By TYRONE TOWNSEND
Robotic furniture may help people turn small spaces into comfortable homes.
“One of them is real estate sustainability and the other one is affordability,” Larrea said. “Those two challenges are really connected to one metric, square footage.”
Ori was formed in 2015 by Larrea and a team of MIT academics who set out to build interiors that optimize the potential of usable space, allowing for a more extensive range of activities and settings inside dwellings, all within the same footprint.
Larrea said they believe that robotic furniture and architecture have the power of changing people’s perception of a space.
“People don’t need as much space as they think they need,” Larrea said in the interview.
A press release issued in October of 2021 announced that Ori was premiering direct-to-customer products in the New York metro area.
“In about 30 seconds, the Cloud Bed, Sofa Edition transforms between a bedroom and a living room; while the Cloud Bed, Table Edition transforms between a bedroom, a dining area, home office, or game room — all on demand, at the touch of a button or with voice command,” the press release said.
Larrea said in a statement at the time that residents in more than 50 apartment buildings located across the country are living with Ori products. They have testimonials published on their website.
Ori’s robotic furniture has proven popular in locations other than large cities such as New York, Los Angeles, or San Francisco, in part because flats in fashionable metropolitan districts have become comparatively pricey in an increasing number of U.S. cities.
In 2019, IKEA teamed up with Ori. Seana Strawn, product developer for new innovations at IKEA of Sweden, said at the time people have to balance living space with storage space and they think there is a better way.
“We have been working with developing small space living solutions for a long time, and we know that some of the biggest challenges in peoples’ homes are storage and finding the place to do all the activities that you’d want to do in your home. This is especially the case in big cities where people have to make compromises in the functions of their homes. We wanted to change that,” Strawn said in a statement.
Supporters argue that the technology might help alleviate the mounting housing shortage.
If people could comfortably live in smaller spaces, houses and apartments would not have to be as spacious, they claim.
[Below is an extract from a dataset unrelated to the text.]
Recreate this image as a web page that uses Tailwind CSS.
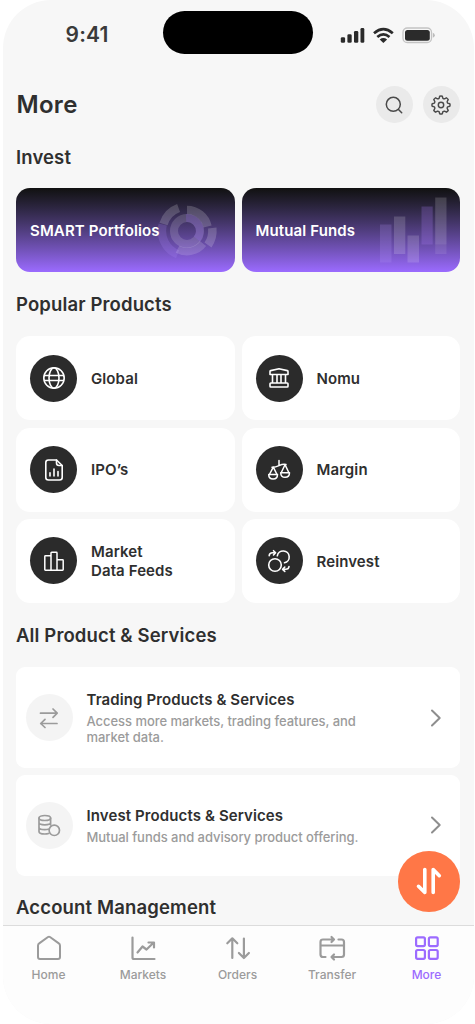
<!DOCTYPE html>
<html lang="en">
<head>
<meta charset="utf-8">
<title>More</title>
<script src="https://cdn.jsdelivr.net/npm/@tailwindcss/browser@4"></script>
</head>
<body class="bg-white font-['Inter',sans-serif] text-[#2f2f2f]">
<main class="relative ml-[3px] flex h-[1024px] w-[470.5px] flex-col overflow-hidden rounded-[48px] bg-[#f7f7f7]">
  <!-- Status bar -->
  <header class="flex h-[72px] shrink-0 items-start pl-[62.5px]">
    <span class="mt-[21px] w-[97.5px] text-[21px] leading-[28px] font-semibold tracking-[0.2px] text-[#3a3a3a]">9:41</span>
    <div class="mt-[11px] h-[43px] w-[150px] rounded-full bg-black"></div>
    <svg class="mt-[26px] ml-[27px]" width="96" height="18" viewBox="0 0 96 18" fill="none">
      <g fill="#2b2b2b"><rect x="0.800" y="11.300" width="4.300" height="5.500" rx="1.300"/><rect x="7.400" y="8.300" width="4.300" height="8.500" rx="1.300"/><rect x="14" y="5" width="4.300" height="11.800" rx="1.300"/><rect x="20.500" y="2" width="3.800" height="14.800" rx="1.300"/></g>
      <g stroke="#2b2b2b" stroke-width="2.700"><path d="M34 7.300Q43.400-.9 52.800 7.300"/><path d="M37.300 11Q43.400 5.700 49.500 11"/></g>
      <path d="M39.700 13.500Q43.400 10.700 47.100 13.500L43.400 17Z" fill="#2b2b2b"/>
      <rect x="63" y="2" width="28.500" height="14.500" rx="4.300" stroke="#c4c4c4" stroke-width="1.300"/>
      <rect x="65" y="3.900" width="24.800" height="10.800" rx="2.500" fill="#2b2b2b"/>
      <path d="M92.800 6.800q2 .8 2 2.500t-2 2.500z" fill="#bbb"/>
    </svg>
  </header>

  <div class="flex h-[65px] shrink-0 items-center pr-[13.500px] pl-[13.500px]">
    <h1 class="flex-1 text-[24px] leading-[30px] font-semibold tracking-[0.3px]">More</h1>
    <div class="flex gap-[9.500px]">
      <button class="flex size-[37.500px] items-center justify-center rounded-full bg-[#eaeaea]">
        <svg width="20" height="20" viewBox="0 0 20 20" fill="none" stroke="#4a4a4a" stroke-width="1.500" stroke-linecap="round"><circle cx="9.300" cy="9.300" r="7"/><path d="M14.500 14.500L17.700 17.700"/></svg>
      </button>
      <button class="flex size-[37.500px] items-center justify-center rounded-full bg-[#eaeaea]">
        <svg width="20" height="20" viewBox="0 0 20 20" fill="none" stroke="#4a4a4a" stroke-width="1.450" stroke-linejoin="round"><circle cx="10" cy="10" r="2.700"/><path d="M8.700 1.200Q10 .7 11.300 1.200L11.900 3.400Q12.700 3.900 13.500 3.800L15.400 2.800Q16.600 3.400 17.200 4.600L16.200 6.500Q16.100 7.300 16.600 8.100L18.800 8.700Q19.300 10 18.800 11.300L16.600 11.900Q16.100 12.700 16.200 13.500L17.200 15.400Q16.600 16.600 15.400 17.200L13.500 16.200Q12.700 16.100 11.900 16.600L11.300 18.800Q10 19.300 8.700 18.800L8.100 16.600Q7.300 16.100 6.500 16.200L4.600 17.200Q3.400 16.600 2.800 15.400L3.800 13.500Q3.900 12.700 3.400 11.900L1.200 11.300Q.7 10 1.200 8.700L3.400 8.100Q3.900 7.300 3.800 6.500L2.800 4.600Q3.400 3.400 4.600 2.800L6.500 3.800Q7.300 3.900 8.100 3.400Z"/></svg>
      </button>
    </div>
  </div>

  <div class="flex flex-col pr-[13.500px] pl-[13px]">
    <h2 class="mt-[8px] text-[18.500px] leading-[24px] font-semibold tracking-[0.130px]">Invest</h2>
    <div class="mt-[19.400px] grid grid-cols-2 gap-[7px] text-[15px] font-semibold tracking-[0.130px] text-white">
      <a class="relative flex h-[84px] items-center rounded-[14px] bg-linear-to-b from-[#111] to-[#9b6bff] pt-px pl-[14px]">
        <svg class="absolute top-[13.600px] left-[142px]" width="60" height="60" viewBox="0 0 60 60" fill="none" stroke="#fff">
          <circle cx="29" cy="29" r="13" stroke-width="8" stroke-opacity=".15"/>
          <g stroke-width="8.500" stroke-opacity=".18"><path d="M5.500 22A24.600 24.600 0 0 1 20.600 5.900"/><path d="M29 8A21 21 0 0 1 49.500 24.500"/><path d="M54.300 26A25.500 25.500 0 0 1 50 43"/></g>
          <path d="M4.800 22.500A25 25 0 0 0 19.600 52.200" stroke="#b08aff" stroke-opacity=".2" stroke-width="8.500"/>
          <path d="M28 16A13 13 0 0 1 39 37" stroke="#9b6bff" stroke-opacity=".2" stroke-width="8"/>
          <path d="M45 41.500A20.500 20.500 0 0 1 19.500 47.200" stroke-opacity=".15" stroke-width="8"/>
        </svg>
        <span class="relative">SMART Portfolios</span>
      </a>
      <a class="relative flex h-[84px] items-center rounded-[14px] bg-linear-to-b from-[#111] to-[#9b6bff] pt-px pl-[14px]">
        <svg class="absolute top-[9px] left-[138px]" width="67" height="67" viewBox="0 0 67 67" fill="#fff">
          <rect x="0" y="27.500" width="11.500" height="38" fill="#b99aff" fill-opacity=".2"/><rect x="14" y="19.500" width="11.300" height="37.500" fill-opacity=".16"/><rect x="27.500" y="38.500" width="11.500" height="27" fill-opacity=".15"/><rect x="41.500" y="9.500" width="11.200" height="38" fill="#b083ff" fill-opacity=".23"/><rect x="55.200" y=".5" width="11.300" height="47" fill-opacity=".16"/><rect x="55.200" y="47.500" width="11.300" height="9.500" fill-opacity=".09"/>
        </svg>
        <span class="relative">Mutual Funds</span>
      </a>
    </div>

    <h2 class="mt-[20px] text-[18.500px] leading-[24px] font-semibold tracking-[0.130px]">Popular Products</h2>
    <div class="mt-[20px] grid auto-rows-[84px] grid-cols-2 gap-x-[7px] gap-y-[7.250px] text-[15px] leading-[19px] font-semibold tracking-[0.100px]">
      <a class="flex items-center gap-[14px] rounded-[14px] bg-white pl-[14px]">
        <span class="flex size-[47px] items-center justify-center rounded-full bg-[#2b2b2b]"><svg width="24" height="24" viewBox="0 0 24 24" fill="none" stroke="#fff" stroke-width="1.600"><circle cx="12" cy="12" r="10.200"/><ellipse cx="12" cy="12" rx="5" ry="10.200"/><path d="M3 9.500H21M3 14.500H21"/></svg></span>
        <span>Global</span>
      </a>
      <a class="flex items-center gap-[14px] rounded-[14px] bg-white pl-[14px]">
        <span class="flex size-[47px] items-center justify-center rounded-full bg-[#2b2b2b]"><svg width="24" height="24" viewBox="0 0 24 24" fill="none" stroke="#fff" stroke-width="1.600" stroke-linejoin="round"><path d="M3 5.500Q3 4.800 3.700 4.600L12 2.800L20.300 4.600Q21 4.800 21 5.500V8.500H3Z"/><path d="M5.500 8.500V17M10 8.500V17M14 8.500V17M18.500 8.500V17"/><rect x="3" y="17" width="18" height="4" rx=".8"/></svg></span>
        <span>Nomu</span>
      </a>
      <a class="flex items-center gap-[14px] rounded-[14px] bg-white pl-[14px]">
        <span class="flex size-[47px] items-center justify-center rounded-full bg-[#2b2b2b]"><svg width="24" height="24" viewBox="0 0 24 24" fill="none" stroke="#fff" stroke-width="1.600" stroke-linecap="round" stroke-linejoin="round"><path d="M14.500 2H6.500Q3.800 2 3.800 4.500V19.500Q3.800 22 6.500 22H17.500Q20.200 22 20.200 19.500V7.500Z"/><path d="M14.500 2V5Q14.500 7.500 17 7.500H20.200"/><path d="M8 14.700V18M12 11V18M16 13.500V18"/></svg></span>
        <span>IPO’s</span>
      </a>
      <a class="flex items-center gap-[14px] rounded-[14px] bg-white pl-[14px]">
        <span class="flex size-[47px] items-center justify-center rounded-full bg-[#2b2b2b]"><svg width="24" height="24" viewBox="0 0 24 24" fill="none" stroke="#fff" stroke-width="1.500" stroke-linecap="round" stroke-linejoin="round"><path d="M12 2.500V7M5 9.200Q8 9.400 12 7.600T19 6.500"/><path d="M6.300 9.200L2.400 16.500M6.300 9.200L10 16.500M18 6.700L14.300 14.500M18 6.700L21.800 14.500"/><path d="M1.700 16.500H10.500C10.500 19.500 8.800 21 6.100 21S1.700 19.500 1.700 16.500ZM13.700 14.800H22.500C22.500 17.800 20.800 19.300 18.100 19.300S13.700 17.800 13.700 14.800Z"/></svg></span>
        <span>Margin</span>
      </a>
      <a class="flex items-center gap-[14px] rounded-[14px] bg-white pl-[14px]">
        <span class="flex size-[47px] items-center justify-center rounded-full bg-[#2b2b2b]"><svg width="24" height="24" viewBox="0 0 24 24" fill="none" stroke="#fff" stroke-width="1.500" stroke-linejoin="round"><path d="M9 21.200H3.500Q2.800 21.200 2.800 20.500V7.500Q2.800 6.800 3.500 6.800H9M9 21.200V4Q9 3.300 9.700 3.300H14.300Q15 3.300 15 4V21.200ZM15 10.800H20.500Q21.200 10.800 21.200 11.500V20.500Q21.200 21.200 20.500 21.200H15"/></svg></span>
        <span class="pt-px">Market<br>Data Feeds</span>
      </a>
      <a class="flex items-center gap-[14px] rounded-[14px] bg-white pl-[14px]">
        <span class="flex size-[47px] items-center justify-center rounded-full bg-[#2b2b2b]"><svg width="24" height="24" viewBox="0 0 24 24" fill="none" stroke="#fff" stroke-width="1.600" stroke-linecap="round" stroke-linejoin="round"><circle cx="8" cy="16" r="6.300"/><path d="M10.300 6.800A6 6 0 1 1 17.500 13.800"/><path d="M2.200 6.800Q2.400 3.800 5.500 3.800H8.300M6.500 1.700L8.600 3.800L6.500 6"/><path d="M22 17.500Q21.800 20.300 18.800 20.300H15.800M17.800 18L15.600 20.300L17.800 22.400"/></svg></span>
        <span class="pt-px">Reinvest</span>
      </a>
    </div>

    <h2 class="mt-[20px] text-[18.500px] leading-[24px] font-semibold tracking-[0.130px]">All Product &amp; Services</h2>
    <div class="mt-[20.200px] flex flex-col gap-[7px]">
      <a class="flex h-[101px] items-center rounded-[9px] bg-white pr-[18px] pl-[9.500px]">
        <span class="flex size-[47px] shrink-0 items-center justify-center rounded-full bg-[#f4f4f4]"><svg width="24" height="24" viewBox="0 0 24 24" fill="none" stroke="#9b9b9b" stroke-width="1.700" stroke-linecap="round" stroke-linejoin="round"><path d="M3.500 7.200H20M16 3L20.200 7.200L16 11.300M20 17.500H3.700M8 13.300L3.700 17.500L8 21.500"/></svg></span>
        <span class="ml-[14px] flex-1">
          <span class="block text-[15px] leading-[20px] font-semibold tracking-[0.110px]">Trading Products &amp; Services</span>
          <span class="mt-[3px] block text-[13px] leading-[16px] font-medium tracking-[-0.045px] text-[#9b9b9b]">Access more markets, trading features, and<br>market data.</span>
        </span>
        <svg width="12" height="20" viewBox="0 0 12 20" fill="none" stroke="#8e8e8e" stroke-width="2" stroke-linecap="round" stroke-linejoin="round"><path d="M2 2.500L9.700 10L2 17.500"/></svg>
      </a>
      <a class="flex h-[100.500px] items-center rounded-[9px] bg-white pr-[18px] pl-[9.500px]">
        <span class="flex size-[47px] shrink-0 items-center justify-center rounded-full bg-[#f4f4f4]"><svg width="24" height="24" viewBox="0 0 24 24" fill="none" stroke="#9b9b9b" stroke-width="1.700" stroke-linecap="round" stroke-linejoin="round"><ellipse cx="7.800" cy="5" rx="5.800" ry="2.500"/><path d="M2 5V18.500Q2 21 7.800 21Q10 21 11.500 20.500M13.600 5V12M2 9.600Q2 11.900 7.800 11.900T13.600 9.600M2 14.200Q2 16.600 7.800 16.600Q10 16.600 11.300 16.200"/><circle cx="17.300" cy="17.300" r="5.200"/></svg></span>
        <span class="ml-[14px] flex-1">
          <span class="block text-[15px] leading-[20px] font-semibold tracking-[0.110px]">Invest Products &amp; Services</span>
          <span class="mt-[3px] block text-[13px] leading-[16px] font-medium tracking-[-0.045px] text-[#9b9b9b]">Mutual funds and advisory product offering.</span>
        </span>
        <svg width="12" height="20" viewBox="0 0 12 20" fill="none" stroke="#8e8e8e" stroke-width="2" stroke-linecap="round" stroke-linejoin="round"><path d="M2 2.500L9.700 10L2 17.500"/></svg>
      </a>
    </div>
    <h2 class="mt-[19.500px] text-[18.500px] leading-[24px] font-semibold tracking-[0.150px]">Account Management</h2>
  </div>

  <!-- Tab bar -->
  <nav class="mt-auto grid h-[99px] shrink-0 grid-cols-[91px_98px_91px_98px_91px] border-t border-[#dcdcdc] bg-[#fdfdfd] pt-[8px] text-[12px] leading-[16px] font-medium text-[#9b9b9b]">
    <a class="flex flex-col items-center gap-[5px]"><svg width="28" height="28" viewBox="0 0 28 28" fill="none" stroke="currentColor" stroke-width="2" stroke-linejoin="round"><path d="M13 3Q14 2.300 15 3L23.800 9.400Q25 10.200 25 11.700V23Q25 25 23 25H5Q3 25 3 23V11.700Q3 10.200 4.200 9.400Z"/></svg>Home</a>
    <a class="flex flex-col items-center gap-[5px]"><svg width="28" height="28" viewBox="0 0 28 28" fill="none" stroke="currentColor" stroke-width="2.200" stroke-linecap="round" stroke-linejoin="round"><path d="M3.500 3.500V23.500Q3.500 25 5 25H25.500M8.500 18.500L13.500 12.500L17.500 15.500L24.500 8.800M19.500 8.500H25V13.500"/></svg>Markets</a>
    <a class="flex flex-col items-center gap-[5px]"><svg width="28" height="28" viewBox="0 0 28 28" fill="none" stroke="currentColor" stroke-width="2.200" stroke-linecap="round" stroke-linejoin="round"><path d="M8.300 24V4.500M3.300 9.300L8.300 4.300L13.300 9.300M19.900 4.500V23.800M14.900 19L19.900 24L24.900 19"/></svg>Orders</a>
    <a class="flex flex-col items-center gap-[5px]"><svg width="28" height="28" viewBox="0 0 28 28" fill="none" stroke="currentColor" stroke-width="2.200" stroke-linecap="round" stroke-linejoin="round"><path d="M7.500 23H5Q2.500 23 2.500 20.500V8Q2.500 5.500 5 5.500H15.500M13.500 3L16 5.500L13.500 8M20.500 5.500H23.500Q26 5.500 26 8V20.500Q26 23 23.500 23H13.500M16 20.500L13.500 23L16 25.500M2.500 11.500H26"/></svg>Transfer</a>
    <a class="flex flex-col items-center gap-[5px] text-[#9c6bff]"><svg width="28" height="28" viewBox="0 0 28 28" fill="none" stroke="currentColor" stroke-width="2.200"><rect x="3.100" y="3.300" width="8.800" height="8.800" rx="1.500"/><rect x="15.900" y="3.300" width="8.800" height="8.800" rx="1.500"/><rect x="3.100" y="16" width="8.800" height="8.800" rx="1.500"/><rect x="15.900" y="16" width="8.800" height="8.800" rx="1.500"/></svg>More</a>
  </nav>

  <!-- Floating trade button -->
  <button class="absolute top-[851px] left-[394.700px] flex h-[60.500px] w-[62.500px] items-center justify-center rounded-[50%] bg-[#ff7747]">
    <svg width="28" height="30" viewBox="0 0 28 30" fill="none" stroke="#fff" stroke-width="3.600" stroke-linecap="round" stroke-linejoin="round"><path d="M9.800 3.500V26.500L3.500 20.300M18.200 26.500V3.500L24.300 9.700"/></svg>
  </button>
</main>
</body>
</html>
That would remove the pressure on builders to obtain large quantities of materials at a time. Inflation has hit builders.
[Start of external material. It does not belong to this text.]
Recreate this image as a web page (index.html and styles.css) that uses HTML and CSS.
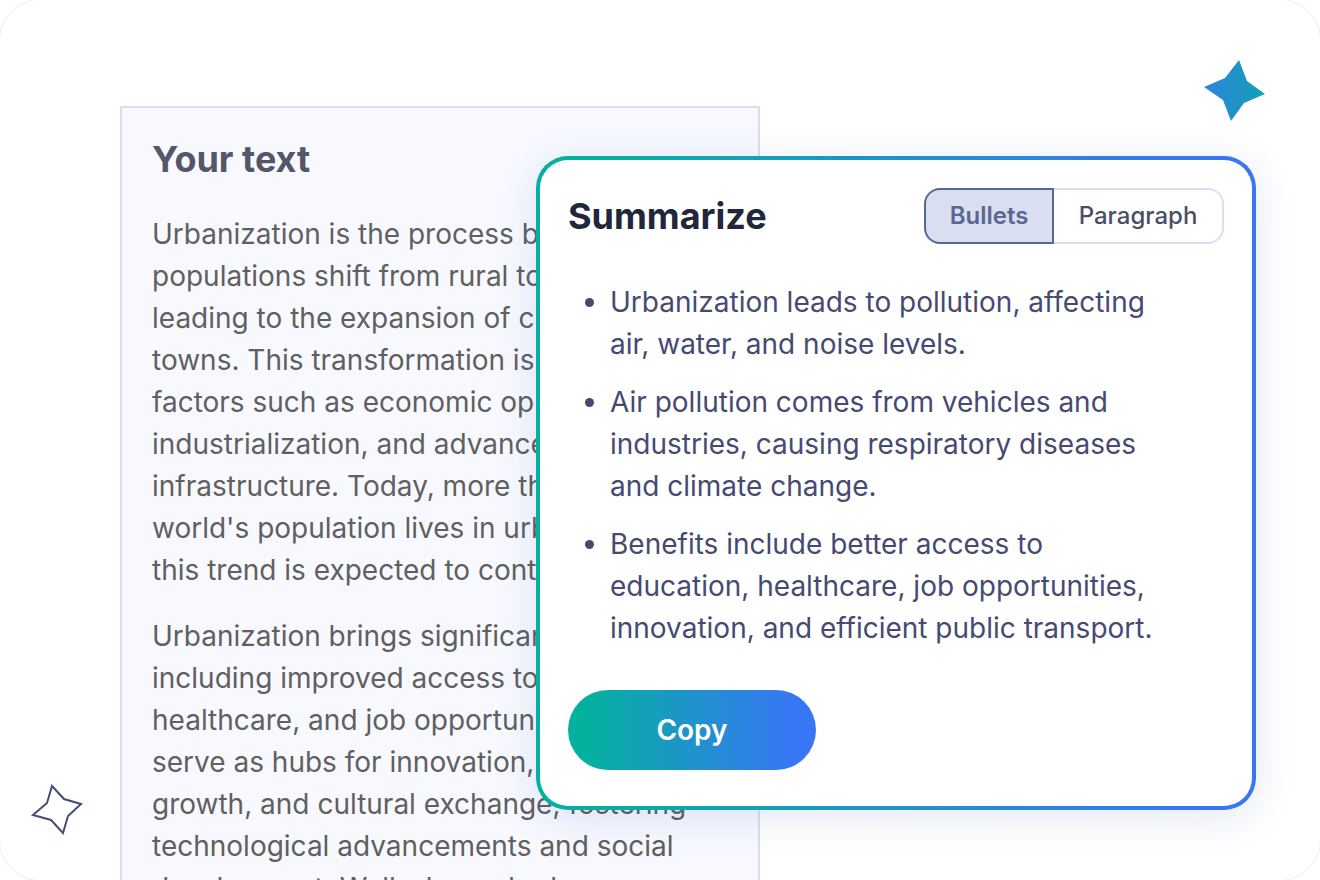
FILE: index.html
```html
<!DOCTYPE html>
<html lang="en">
<head>
    <meta charset="UTF-8">
    <meta content="width=device-width, initial-scale=1.0" name="viewport">
    <title>Summarize</title>
    <link rel="stylesheet" href="styles.css">
</head>
<body>
<main class="scene">
    <article class="source">
        <h2>Your text</h2>
        <p>Urbanization is the process by which populations shift from rural to urban areas, leading to the
            expansion of cities and towns. This transformation is driven by factors such as economic
            opportunities, industrialization, and advancements in infrastructure. Today, more than half the
            world's population lives in urban areas, and this trend is expected to continue.</p>
        <p>Urbanization brings significant benefits, including improved access to education, healthcare, and
            job opportunities. Cities serve as hubs for innovation, economic growth, and cultural exchange,
            fostering technological advancements and social development. Well-planned urban areas</p>
    </article>

    <section class="summary">
        <header class="summary-header">
            <h2>Summarize</h2>
            <div class="toggle">
                <button class="active" type="button" aria-pressed="true">Bullets</button>
                <button type="button" aria-pressed="false">Paragraph</button>
            </div>
        </header>
        <ul>
            <li>Urbanization leads to pollution, affecting air, water, and noise levels.</li>
            <li>Air pollution comes from vehicles and industries, causing respiratory diseases and climate
                change.</li>
            <li>Benefits include better access to education, healthcare, job opportunities, innovation, and
                efficient public transport.</li>
        </ul>
        <button class="copy" type="button">Copy</button>
    </section>

    <!-- Decorative stars -->
    <svg class="star star-filled" viewBox="0 0 62 62" aria-hidden="true">
        <defs>
            <linearGradient id="starFill" x1="0" y1="0" x2="1" y2="0">
                <stop offset="0" stop-color="#3280e4"/>
                <stop offset="0.4" stop-color="#2091cb"/>
                <stop offset="0.6" stop-color="#1f93c8"/>
                <stop offset="1" stop-color="#0aa8ab"/>
            </linearGradient>
        </defs>
        <path d="M35 0L43 21L61 34L40 43L27 61L19 40L0 27L21 18Z" fill="url(#starFill)"/>
    </svg>
    <svg class="star star-outline" viewBox="0 0 54 54" aria-hidden="true">
        <path d="M22 3L34 16L51 21L38 33L33 50L21 37L3 32L17 20Z" fill="none" stroke="#464c77" stroke-width="2"/>
    </svg>
</main>
</body>
</html>
```
FILE: styles.css
```css
body {
    margin: 0;
    font-family: Inter, "Liberation Sans", sans-serif;
    background-color: #fff;
}

h2 {
    margin: 0;
    font-size: 36px;
    line-height: 44px;
    font-weight: 700;
}

button {
    font-family: inherit;
    cursor: pointer;
}

/* The two cards share the middle column, so the summary overlaps the text */
.scene {
    position: relative;
    display: grid;
    grid-template-columns: 120px 416fr 224fr 496fr 64px;
    align-items: start;
    height: 100vh;
    overflow: hidden;
    border-radius: 40px;
    box-shadow: 0 0 0 1px #f1f1f6; /* Faint line round the corners */
}

.source {
    grid-column: 2 / 4;
    grid-row: 1;
    margin-top: 106px;
    padding: 29px 30px;
    border: 2px solid #d9dff0;
    background-color: #f8f9ff;
    color: #606060;
}

.source h2 {
    margin-bottom: 32px;
    color: #545669;
}

.source p {
    margin: 0 0 24px;
    font-size: 28px;
    line-height: 42px;
}

.summary {
    grid-column: 3 / 5;
    grid-row: 1;
    margin-top: 156px;
    padding: 28px 28px 36px;
    border: 4px solid transparent;
    border-radius: 32px;
    background: linear-gradient(#fff, #fff) padding-box,
        linear-gradient(90deg, #04b19f 8%, #1f93cb 50%, #3876f6 92%) border-box;
    box-shadow: 0 8px 40px rgba(50, 85, 170, 0.14);
}

.summary-header {
    display: flex;
    align-items: center;
    justify-content: space-between;
}

.summary-header h2 {
    color: #21263b;
}

.toggle {
    display: flex;
}

.toggle button {
    min-width: 170px;
    height: 56px;
    padding: 0 22px;
    border: 2px solid #d9dff0;
    border-left: 0;
    border-radius: 0 16px 16px 0;
    background-color: #fff;
    color: #4b4e63;
    font-size: 24px;
    line-height: 28px;
    font-weight: 500;
}

.toggle .active {
    min-width: 130px;
    border: 2px solid #5c6694;
    border-radius: 16px 0 0 16px;
    background-color: #d9dff1;
    color: #5c6694;
    font-weight: 600;
}

.summary ul {
    margin: 37px 0 41px;
    padding: 0 60px 0 42px;
    color: #464a73;
    font-size: 28px;
    line-height: 42px;
}

.summary li + li {
    margin-top: 16px;
}

.copy {
    display: block;
    width: 248px;
    height: 80px;
    border: 0;
    border-radius: 40px;
    background: linear-gradient(90deg, #04b19f 8%, #1f93cb 50%, #3876f6 92%);
    color: #fff;
    font-size: 28px;
    font-weight: 600;
}

.star {
    position: absolute;
}

.star-filled {
    top: 60px;
    right: 54px;
    width: 62px;
}

.star-outline {
    left: 30px;
    bottom: 43px;
    width: 54px;
}
```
The executive director of the New Hampshire Home Builders Association recently said the biggest problem they are currently facing is unstable prices due to inflation.
In an interview with The Mortgage Note, Matt Mayberry explained that contractors are trying to stay within their budgets on projects but it is difficult because prices are volatile due to inflation and supply chain issues.
It’s also difficult to bid on upcoming work.
“How do we estimate jobs correctly? What are the metrics we use to do this?” Mayberry said.
Isn’t robotic furniture reminiscent of the Murphy bed concept?
Yes. The concept is similar. By having a Murphy bed that can be pulled up, a studio apartment often becomes a comfortable office during the day and a place to host a guest in the evening.
Murphy beds have been around for more than 100 years and were invented by William Lawrence Murphy.
Murphy designed the upward-folding bed to allow his small apartment’s primary living space to function as both a bedroom and a living room.
These newer systems include beds that, on voice command, float into the ceiling to reveal couches, and artificial-intelligence-enabled cameras to track where belongings are stored.
The Ori Studio Suite has a sleeping room and a living room and simulates multiple rooms, according to an introduction for a YouTube video featuring the benefits of the technology.
What does the market look like in this space?
Companies such as Bumblebee, Enorme Studio, and Beyome are also working on “architectural robotics,” with entire walls that move built-in beds and tables.
For the time being, many of these technologies are pricey. Some installations cost $40,000 for a single room.
There are home systems that can be purchased for as little as $5,000 and are currently installed in apartments with monthly rates of as little as $1,000 in Durham, North Carolina, and Buffalo, New York.
Technology Columnist Christopher Mims at the Wall Street Journal reported in August that ex-Apple and Tesla engineers in San Francisco and a design and architecture firm in Spain are in the market of devising robotic furniture, so there is interest in this market.
Editor Kimberley Haas contributed to this report.